Augustus operated on generational time horizons. After defeating Mark Antony and Cleopatra at Actium, he could have ruled openly as dictator. Instead, he staged a theatrical "restoration" of the Republic in 27 BCE — returning powers to the Senate while ensuring they would immediately grant them back in modified form.

This is anticipatory system modeling. He foresaw the Roman aversion to monarchy. He predicted backlash before it occurred. He engineered a political identity — "Princeps," first citizen — that psychologically soothed a population traumatized by tyranny. Ni is not about aggression. It is about inevitability.

Te

Te — Auxiliary

His reforms were methodical and measurable. He reorganized taxation. Standardized provincial governance. Reformed the military into a professional standing army. Established the Praetorian Guard. Launched massive infrastructure projects.

The Pax Romana — two centuries of relative stability — was not a poetic accident. It was the product of administrative clarity. He didn't boast about conquest. He documented achievements in the Res Gestae Divi Augusti — a controlled narrative etched in stone. Efficiency paired with image management. Policy paired with optics.

Fi

Fi — Tertiary

Augustus was emotionally restrained, but not emotionally empty. His moral legislation — marriage laws, penalties for adultery, encouragement of childbirth among elites — reflected a deeply internalized value system. He believed Rome's decay was moral as much as political.

When his own daughter Julia violated those standards, he exiled her. Not theatrically. Not impulsively. Coldly. That quiet, painful consistency suggests tertiary Fi: private conviction governing public action, even at personal cost.

Se

Se — Inferior

Augustus was not a battlefield showman like Caesar. He was frequently ill. Physically cautious. Strategically distant from front-line spectacle. His power did not come from dramatic presence, but from structural positioning. He let others perform glory. He kept the blueprint.

Why Not ISTJ or ENTJ?

Why not ISTJ?

ISTJs optimize existing frameworks and enforce proven procedures, valuing precedent. Augustus did not restore precedent — he invented new systems from scratch based on an internal vision of what should exist. His "restoration" of the Republic was a fiction he engineered. ESTJs are socially engaged and value hierarchical respect; Augustus withdrew from public display and worked from structural positioning. He was not enforcing tradition. He was architecting the future.

Why not ENTJ?

ENTJs lead visibly, accumulating authority publicly as Caesar did. Augustus deliberately avoided visible accumulation. He preferred invisible consolidation — refusing titles, staging "restorations," keeping power without its appearance. That indirection is Ni before Te, not Te before Ni. He ruled for over 40 years not by being the loudest man in the room, but by having already architected the room.

The Ecosystem

Contrast Augustus with Julius Caesar — charismatic, bold, publicly adored. Caesar embodied momentum. Augustus embodied consolidation. Caesar destabilized the Republic through ambition. Augustus stabilized it through architecture.

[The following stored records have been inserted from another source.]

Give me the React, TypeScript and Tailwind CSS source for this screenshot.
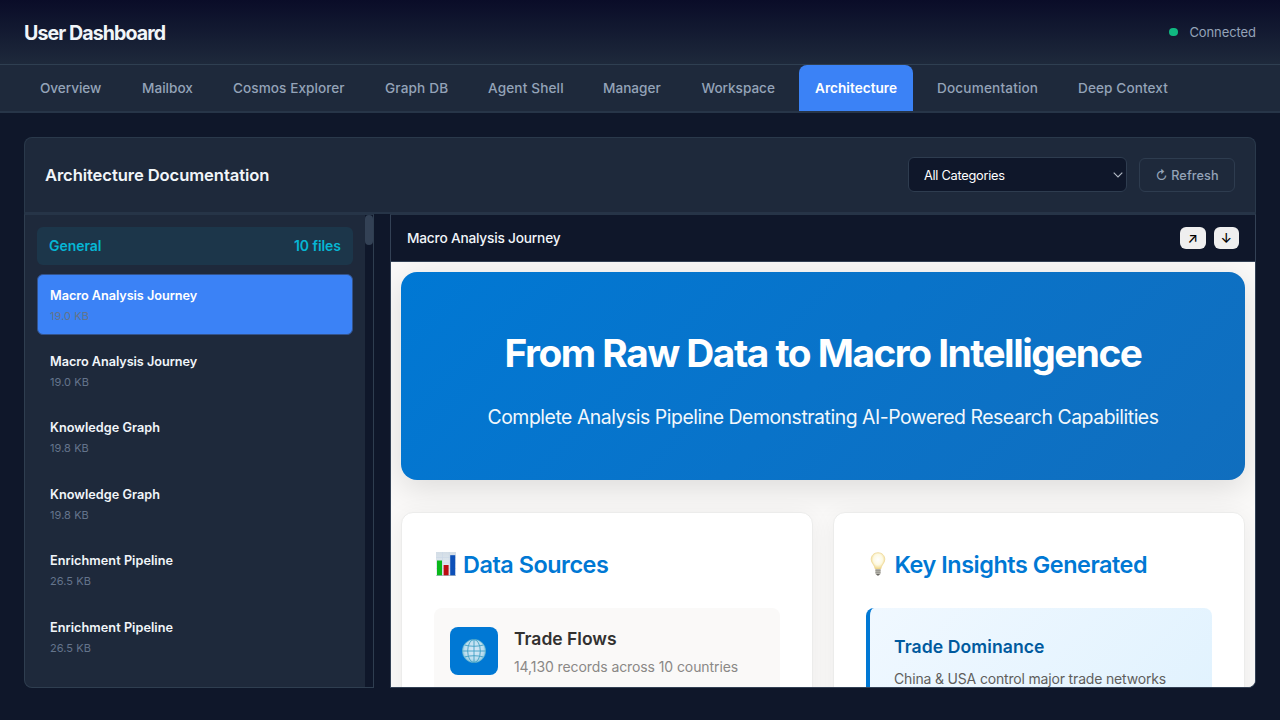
type Tab = { label: string; className: string; active?: boolean };

const tabs: Tab[] = [
  { label: 'Overview', className: 'w-[94px] tracking-[-0.05px]' },
  { label: 'Mailbox', className: 'w-[83px]' },
  { label: 'Cosmos Explorer', className: 'w-[144px] tracking-[0.06px]' },
  { label: 'Graph DB', className: 'w-[95px] tracking-[0.15px]' },
  { label: 'Agent Shell', className: 'w-[107px] tracking-[0.14px]' },
  { label: 'Manager', className: 'w-[90.5px]' },
  { label: 'Workspace', className: 'w-[105.5px] tracking-[-0.03px]' },
  { label: 'Architecture', className: 'w-[114px] tracking-[0.03px]', active: true },
  { label: 'Documentation', className: 'w-[133px] tracking-[0.16px]' },
  { label: 'Deep Context', className: 'w-[122px] tracking-[0.1px]' },
];

const files = [
  { name: 'Macro Analysis Journey', size: '19.0 KB', active: true, tracking: 'tracking-[-0.05px]' },
  { name: 'Macro Analysis Journey', size: '19.0 KB', active: false, tracking: 'tracking-[-0.05px]' },
  { name: 'Knowledge Graph', size: '19.8 KB', active: false, tracking: 'tracking-[0.02px]' },
  { name: 'Knowledge Graph', size: '19.8 KB', active: false, tracking: 'tracking-[0.02px]' },
  { name: 'Enrichment Pipeline', size: '26.5 KB', active: false, tracking: 'tracking-[0.04px]' },
  { name: 'Enrichment Pipeline', size: '26.5 KB', active: false, tracking: 'tracking-[0.04px]' },
];

function ChartIcon() {
  return (
    <svg width="20" height="24" viewBox="0 0 20 24" className="mb-0.5 shrink-0">
      <defs>
        <linearGradient id="paper" x1="0" y1="0" x2="0" y2="1">
          <stop offset="0" stopColor="#d3dde6" />
          <stop offset="1" stopColor="#eaf0f6" />
        </linearGradient>
      </defs>
      <rect width="20" height="24" fill="url(#paper)" />
      <path d="M0 5.5H20M0 11H20M0 16.5H20M6.5 0V24M13.3 0V24" stroke="#c9d7e6" strokeWidth="0.6" />
      <rect x="1" y="8.5" width="5" height="15" fill="#0ab81a" />
      <rect x="7.6" y="13" width="5" height="10.5" fill="#bd0d12" />
      <rect x="14.2" y="3.2" width="5" height="20.3" fill="#0d50b8" />
      <path d="M0 23.7H20" stroke="#8b9aa8" strokeWidth="0.6" />
    </svg>
  );
}

function BulbIcon() {
  return (
    <svg width="16" height="24" viewBox="0 0 16 24" className="mb-0.5 shrink-0">
      <defs>
        <radialGradient id="glow" cx="0.5" cy="0.42" r="0.6">
          <stop offset="0" stopColor="#ffffff" />
          <stop offset="0.55" stopColor="#fdf9e2" />
          <stop offset="1" stopColor="#efd37c" />
        </radialGradient>
      </defs>
      <path
        d="M8 .7C3.9.7 1.2 3.6 1.2 7.4c0 3.7 3.3 5 4 9.6h5.6c.7-4.6 4-5.9 4-9.6C14.8 3.6 12.1.7 8 .7Z"
        fill="url(#glow)"
        stroke="#ecd692"
        strokeWidth="0.7"
      />
      <path d="M5.4 17h5.2v4.3c0 1-1 2-2.6 2s-2.6-1-2.6-2Z" fill="#b5b3aa" />
      <path d="M5.4 18.6h5.2M5.4 20.4h5.2" stroke="#85837c" strokeWidth="0.6" />
      <path d="M6.3 22.2h3.4c-.4.8-.9 1.2-1.7 1.2s-1.3-.4-1.7-1.2Z" fill="#4f4e4a" />
    </svg>
  );
}

function GlobeIcon() {
  return (
    <svg width="24" height="24" viewBox="0 0 24 24">
      <defs>
        <radialGradient id="sea" cx="0.5" cy="0.45" r="0.55">
          <stop offset="0" stopColor="#d8e9f8" />
          <stop offset="0.7" stopColor="#bfdff0" />
          <stop offset="1" stopColor="#8cc8de" />
        </radialGradient>
      </defs>
      <circle cx="12" cy="12" r="11.6" fill="url(#sea)" stroke="#5bb2cf" strokeWidth="0.7" />
      <g fill="none" stroke="#3f9fc4" strokeWidth="0.9">
        <path d="M12 .5v23M.5 12h23M2.6 6c5 1.7 13.8 1.7 18.8 0M2.6 18c5-1.7 13.8-1.7 18.8 0" />
        <ellipse cx="12" cy="12" rx="6.3" ry="11.5" />
      </g>
    </svg>
  );
}

function FileItem({ file }: { file: (typeof files)[number] }) {
  return (
    <li
      className={`h-[60.5px] shrink-0 rounded-md border px-3 pt-[11.6px] ${
        file.active ? 'border-[#33538c] bg-[#3b82f6]' : 'border-transparent'
      }`}
    >
      <div
        className={`text-[12.7px] leading-[18px] font-semibold ${file.tracking} ${
          file.active ? 'text-white' : 'text-slate-100'
        }`}
      >
        {file.name}
      </div>
      <div className="mt-[3px] text-[11px] leading-[16px] tracking-[0.06px] text-[#64748b]">{file.size}</div>
    </li>
  );
}

export default function App() {
  return (
    <div className="flex h-[720px] w-[1280px] flex-col overflow-hidden bg-[#0f172a] font-['Inter',sans-serif] text-slate-100">
      <header className="flex h-[65px] shrink-0 items-center justify-between border-b border-[#2f3f51] bg-linear-to-b from-[#0a0c28] to-[#1e293b] px-6">
        <h1 className="pt-[3px] text-[19.6px] font-bold tracking-[-0.92px]">User Dashboard</h1>
        <div className="flex items-center gap-[11.5px] text-[13px] tracking-[-0.08px] text-[#94a3b8]">
          <span className="size-[8.5px] rounded-full bg-[#10b981]" />
          <span className="pt-0.5">Connected</span>
        </div>
      </header>

      <nav className="flex h-12 shrink-0 gap-2 border-b-2 border-[#273548] bg-[#1e293b] px-6">
        {tabs.map((tab) => (
          <button
            key={tab.label}
            className={`h-[46px] shrink-0 rounded-t-lg pt-px pl-4 text-left text-[13.6px] whitespace-nowrap ${tab.className} ${
              tab.active ? 'bg-[#3b82f6] font-semibold text-white' : 'font-medium text-[#94a3b8]'
            }`}
          >
            {tab.label}
          </button>
        ))}
      </nav>

      <main className="flex min-h-0 flex-1 flex-col px-6 pt-[23.5px] pb-8">
        <section className="flex h-[77px] shrink-0 items-center justify-between rounded-t-lg border border-b-2 border-[#2a394b] border-b-[#263447] bg-[#1e293b] px-5">
          <h2 className="pt-px text-[16.6px] font-semibold tracking-[-0.09px]">Architecture Documentation</h2>
          <div className="flex items-center gap-3">
            <button className="flex h-[35px] w-[219.5px] items-center justify-between rounded-md border border-[#2e3c4f] bg-[#0f172a] pr-[3px] pl-[15.5px] text-[12.8px] tracking-[-0.28px] text-white">
              <span className="pt-[2.5px]">All Categories</span>
              <svg width="10" height="6" viewBox="0 0 10 6" fill="none" stroke="#b3bac5" strokeWidth="1.1">
                <path d="M.7.7 5 5 9.3.7" />
              </svg>
            </button>
            <button className="h-[34px] w-[96px] rounded-md border border-[#2e3c4f] pt-[2.5px] pl-[15.5px] text-left text-[12.7px] font-medium tracking-[0.1px] whitespace-nowrap text-[#94a3b8]">
              ↻ Refresh
            </button>
          </div>
        </section>

        <div className="flex min-h-0 flex-1 gap-4">
          <aside className="flex w-[350px] shrink-0 overflow-hidden rounded-bl-lg border border-[#2f3e50] border-t-[#263447] bg-[#1e293b]">
            <div className="min-w-0 flex-1 px-3 pt-[12.5px]">
              <div className="flex h-[38px] items-center justify-between rounded-md bg-[#1c364a] px-3 pb-px text-[14px] font-semibold tracking-[-0.05px] text-[#06b6d4]">
                <span>General</span>
                <span>10 files</span>
              </div>
              <ul className="mt-[9px] flex flex-col gap-[5.9px]">
                {files.map((file, i) => (
                  <FileItem key={i} file={file} />
                ))}
              </ul>
            </div>
            <div className="w-2 shrink-0 bg-[#0f172a]">
              <div className="h-[30.5px] rounded bg-[#334155]" />
            </div>
          </aside>

          <article className="flex min-w-0 flex-1 flex-col overflow-hidden rounded-br-lg border border-[#334155] border-t-[#263447] bg-[#faf9f8]">
            <div className="flex h-[47.5px] shrink-0 items-center justify-between border-b border-[#334155] bg-[#0f172a] px-4">
              <h3 className="pt-[1.5px] text-[13.7px] font-medium tracking-[-0.2px]">Macro Analysis Journey</h3>
              <div className="flex gap-2 text-[13.4px] leading-[22px] font-medium text-black">
                <button className="h-[22px] w-[25.5px] rounded-md bg-[#efefef]">↗</button>
                <button className="h-[22px] w-[25.5px] rounded-md bg-[#efefef]">↓</button>
              </div>
            </div>

            <div className="min-h-0 flex-1 overflow-hidden bg-[#faf9f8] p-[10px]">
              <div className="flex h-[208px] flex-col items-center rounded-2xl bg-linear-135 from-[#0078d4] to-[#106ebe] pt-[56px] text-white shadow-[0_8px_32px_rgba(0,0,0,0.12)]">
                <div className="text-[38.8px] leading-[50px] font-bold tracking-[-1.5px] whitespace-nowrap">
                  From Raw Data to Macro Intelligence
                </div>
                <p className="mt-[24px] text-[19.4px] leading-[30px] tracking-[-0.46px] whitespace-nowrap opacity-95">
                  Complete Analysis Pipeline Demonstrating AI-Powered Research Capabilities
                </p>
              </div>

              <div className="mt-[32px] grid grid-cols-2 gap-5">
                <div className="h-[400px] rounded-xl border border-[#ececeb] bg-white px-8 pt-[31.5px] shadow-[0_4px_24px_rgba(0,0,0,0.06)]">
                  <div className="flex h-[40px] items-center gap-[7px] pl-[2px] text-[23.4px] font-semibold tracking-[-0.46px] text-[#0078d4]">
                    <ChartIcon />
                    <h4 className="pt-px whitespace-nowrap">Data Sources</h4>
                  </div>
                  <div className="mt-[23px] flex h-[90px] gap-4 rounded-lg bg-[#faf9f8] px-4 pt-[19px]">
                    <div className="flex size-12 shrink-0 items-center justify-center rounded-lg bg-[#0078d4]">
                      <GlobeIcon />
                    </div>
                    <div>
                      <div className="text-[17.5px] leading-[24px] font-semibold text-[#323130]">
                        Trade Flows
                      </div>
                      <div className="mt-[6px] text-[14px] leading-[20px] tracking-[-0.09px] text-[#8a8886]">
                        14,130 records across 10 countries
                      </div>
                    </div>
                  </div>
                </div>

                <div className="h-[400px] rounded-xl border border-[#ececeb] bg-white px-8 pt-[31.5px] shadow-[0_4px_24px_rgba(0,0,0,0.06)]">
                  <div className="flex h-[40px] items-center gap-[8.5px] pl-[4px] text-[23.4px] font-semibold tracking-[-0.45px] text-[#0078d4]">
                    <BulbIcon />
                    <h4 className="pt-px whitespace-nowrap">Key Insights Generated</h4>
                  </div>
                  <div className="mt-[23px] h-[120px] rounded-lg border-l-4 border-[#0078d4] bg-linear-135 from-[#f0f8ff] to-[#e0f2fe] px-6 pt-[27px]">
                    <div className="text-[17.6px] leading-[24px] font-semibold tracking-[0.07px] text-[#005a9e]">
                      Trade Dominance
                    </div>
                    <div className="mt-[10px] text-[14px] leading-[20px] tracking-[-0.17px] whitespace-nowrap text-[#605e5c]">
                      China &amp; USA control major trade networks
                    </div>
                  </div>
                </div>
              </div>
            </div>
          </article>
        </div>
      </main>
    </div>
  );
}
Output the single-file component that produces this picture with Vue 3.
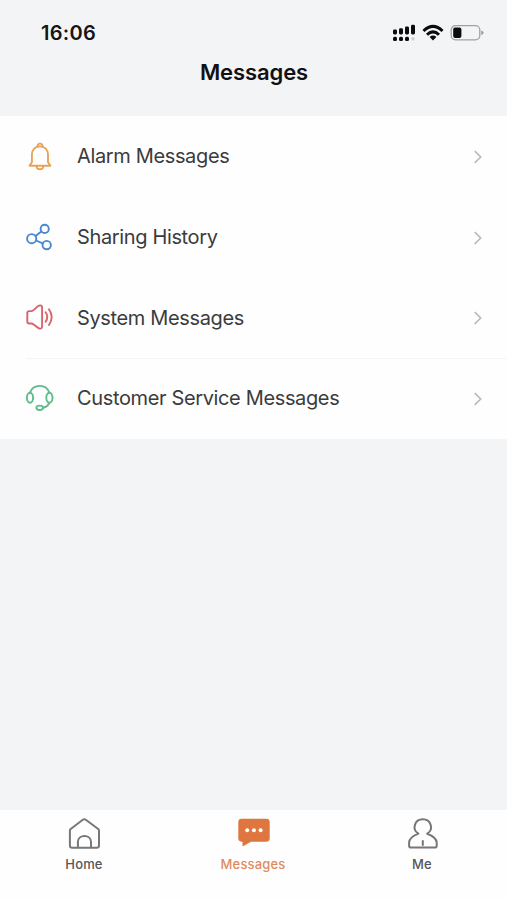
<script setup>
const rows = [
  { id: 'alarm', label: 'Alarm Messages' },
  { id: 'share', label: 'Sharing History' },
  { id: 'system', label: 'System Messages' },
  { id: 'service', label: 'Customer Service Messages' },
]
</script>

<template>
  <div class="screen">
    <header class="header">
      <div class="status">
        <span class="time">16:06</span>
        <div class="indicators">
          <svg class="signal" width="24" height="18" viewBox="0 0 24 18">
            <g fill="#0b0b0d">
              <rect x="1" y="5.4" width="4" height="5" rx="1.4" />
              <rect x="7" y="4.2" width="4" height="6.2" rx="1.4" />
              <rect x="13" y="2.6" width="4" height="7.8" rx="1.4" />
              <rect x="19" y="0.8" width="4" height="9.6" rx="1.4" />
              <rect x="1" y="12.7" width="4" height="4.2" rx="1.5" />
              <rect x="7" y="12.7" width="4" height="4.2" rx="1.5" />
              <rect x="13" y="12.7" width="4" height="4.2" rx="1.5" />
            </g>
            <rect x="19.3" y="12.9" width="3.4" height="3.6" rx="1.5" fill="#cfd0d2" />
          </svg>
          <svg class="wifi" width="22" height="18" viewBox="0 0 22 18">
            <g fill="none" stroke="#0b0b0d" stroke-width="3">
              <path d="M1.5 7 Q11 -2.2 20.5 7" />
              <path d="M5 10.8 Q11 4.9 17 10.8" />
            </g>
            <path d="M7.6 13 Q11 10.2 14.4 13 L11 16.5Z" fill="#0b0b0d" />
          </svg>
          <svg class="battery" width="34" height="18" viewBox="0 0 34 18">
            <rect x="1.2" y="1.7" width="28.6" height="14.2" rx="4.4" fill="none" stroke="#a0a1a3" stroke-width="1.3" />
            <rect x="3.2" y="3.6" width="8.2" height="10.5" rx="2" fill="#0b0b0d" />
            <path d="M31.3 6.4Q33.6 7.3 33.6 8.8T31.3 11.2Z" fill="#97989a" />
          </svg>
        </div>
      </div>
      <h1 class="title">Messages</h1>
    </header>

    <main class="list">
      <div v-for="row in rows" :key="row.id" class="row" :class="row.id">
        <svg class="icon" width="30" height="30" viewBox="0 0 30 30">
          <g v-if="row.id === 'alarm'">
            <path d="M5.5 23.8H26.4L24 20.2V12.6C24 7.6 20.6 4.4 16 4.4S7.9 7.6 7.9 12.6V20.2Z" />
            <path d="M13.4 4.5C13.4 .7 18.6 .7 18.6 4.5M12.5 24.2C12.8 28.3 19.1 28.3 19.4 24.2" />
          </g>
          <g v-else-if="row.id === 'share'">
            <circle cx="20.7" cy="5.9" r="4.1" />
            <circle cx="7.7" cy="15.7" r="4.6" />
            <circle cx="22.7" cy="22.1" r="4.2" />
            <path d="M11.5 13L17.4 8.4M12 17.5L18.8 20.4" />
          </g>
          <g v-else-if="row.id === 'system'">
            <path d="M5.2 8.1H7.8C10 7.6 12.5 3.8 15 2.7C16.8 2 18.1 2.6 18.1 4.5V23.2C18.1 25.6 16.7 26.2 14.6 25.2C12.3 24 10.2 21.2 7.8 20.5H5.2Q3.3 20.5 3.3 18.6V10Q3.3 8.1 5.2 8.1Z" />
            <path d="M21.6 9.3Q25 14 21.6 18.8M25 6.2Q30.4 14 25 22" />
          </g>
          <g v-else>
            <ellipse cx="6" cy="13.8" rx="3.1" ry="5" />
            <ellipse cx="25.4" cy="13.8" rx="3.1" ry="5" />
            <path d="M6 8.7C7.5 4.6 11 1.9 15.7 1.9S23.9 4.6 25.4 8.7M25.2 18.9Q24 22.8 19 23.7" />
            <ellipse cx="15.7" cy="23.8" rx="3.3" ry="2.2" />
          </g>
        </svg>
        <span class="label">{{ row.label }}</span>
        <svg class="chevron" width="10" height="14" viewBox="0 0 10 14">
          <path d="M1.7 1.2L7.7 7L1.7 12.8" />
        </svg>
      </div>
    </main>

    <nav class="tabs">
      <div class="tab">
        <svg width="36" height="34" viewBox="0 0 36 34">
          <path d="M3.9 12.7Q3.9 11.7 4.7 11L16.8 1.7Q18.3.6 19.8 1.7L32.2 11Q33 11.7 33 12.7V27.4Q33 29.7 30.7 29.7H6.2Q3.9 29.7 3.9 27.4ZM11.9 29.5V24C11.9 16 25 16 25 24V29.5" />
        </svg>
        <span>Home</span>
      </div>
      <div class="tab active">
        <svg width="36" height="34" viewBox="0 0 36 34">
          <path class="bubble" d="M6.7 .7H31.3Q34.7 .7 34.7 4.1V20.3Q34.7 23.7 31.3 23.7H16L8.5 28.1Q7.5 28.6 7.5 27.3V23.7H7Q3.3 23.7 3.3 20.3V4.1Q3.3 .7 6.7 .7Z" />
          <g class="dots"><circle cx="12.2" cy="12.3" r="2" /><circle cx="18.9" cy="12.3" r="2" /><circle cx="25.6" cy="12.3" r="2" /></g>
        </svg>
        <span>Messages</span>
      </div>
      <div class="tab">
        <svg width="36" height="34" viewBox="0 0 36 34">
          <path d="M14.4 15.7C7.6 11.5 10.5 1.2 18.8 1.2S30 11.5 23.2 15.7C27.5 17.4 32.7 20.5 32.7 24.5V27.8Q32.7 29.6 30.9 29.6H6.9Q5.1 29.6 5.1 27.8V24.5C5.1 20.5 10.3 17.4 14.4 15.7ZM18.8 23V27" />
        </svg>
        <span>Me</span>
      </div>
    </nav>
  </div>
</template>

<style>
body { margin: 0; }
</style>

<style scoped>
.screen {
  width: 507px;
  height: 900px;
  display: flex;
  flex-direction: column;
  background: #f3f4f6;
  font-family: Inter, "Liberation Sans", sans-serif;
  overflow: hidden;
}
.header { height: 116px; }
.status {
  display: flex;
  justify-content: space-between;
  align-items: center;
  height: 34px;
  padding: 16px 23px 0 41px;
}
.time { font-size: 20px; font-weight: 600; letter-spacing: 0.3px; color: #151517; line-height: 34px; }
.indicators { display: flex; align-items: center; gap: 6px; }
.title {
  margin: 7px 0 0;
  padding-left: 1px;
  text-align: center;
  font-size: 22px;
  line-height: 30px;
  font-weight: 600;
  letter-spacing: -0.1px;
  color: #111113;
}
.list {
  height: 323px;
  display: grid;
  grid-template-rows: 81px 81px 80px 81px;
  background: #fefefe;
}
.row { display: flex; align-items: center; padding: 0 24px; }
.icon { flex: none; margin-right: 23px; }
.icon g { fill: none; stroke-width: 1.9; stroke-linecap: round; stroke-linejoin: round; }
.alarm .icon { stroke: #e7a35a; }
.share .icon { stroke: #4a87d3; }
.system .icon { stroke: #d9646b; }
.service .icon { stroke: #5abd8a; }
.service { background: linear-gradient(#f4f4f5, #f4f4f5) 26px 0 / 481px 1px no-repeat; }
.label {
  flex: 1;
  padding-bottom: 1px;
  font-size: 20px;
  line-height: 28px;
  letter-spacing: -0.36px;
  color: #3b3b3d;
  white-space: nowrap;
}
.chevron { fill: none; stroke: #b9b9bb; stroke-width: 1.6; }
.tabs {
  display: grid;
  grid-template-columns: repeat(3, 169px);
  height: 90px;
  margin-top: auto;
  background: #fefefe;
}
.tab {
  display: flex;
  flex-direction: column;
  align-items: center;
  padding: 8px 1px 0 0;
  color: #565658;
  font-size: 13px;
  font-weight: 500;
  letter-spacing: 0.15px;
}
.tab svg { fill: none; stroke: #77777a; stroke-width: 2; stroke-linejoin: round; stroke-linecap: round; }
.tab span { line-height: 16px; margin-top: 4px; }
.tab.active { color: #df8b5e; }
.tab .bubble { fill: #e0763f; stroke: none; }
.tab .dots { fill: #fff; stroke: none; }
</style>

Rome did not need another conqueror.

It needed a planner who understood that systems outlive spectacles.

Not the last general — the first architect. The Republic ended not with a battle, but a blueprint.

What He Left Behind

Augustus ruled for forty years, dying in 14 CE at age seventy-five. He reportedly asked before death whether he had played his role well — and requested applause.

The Pax Romana he established lasted roughly two centuries. The administrative systems he built — provincial governance, taxation, the professional military — shaped the Roman Empire's operation for generations.

He transformed a collapsing Republic into a stable imperial system while allowing the fiction of republican governance to persist. That is a feat of cognitive architecture matched by very few figures in history.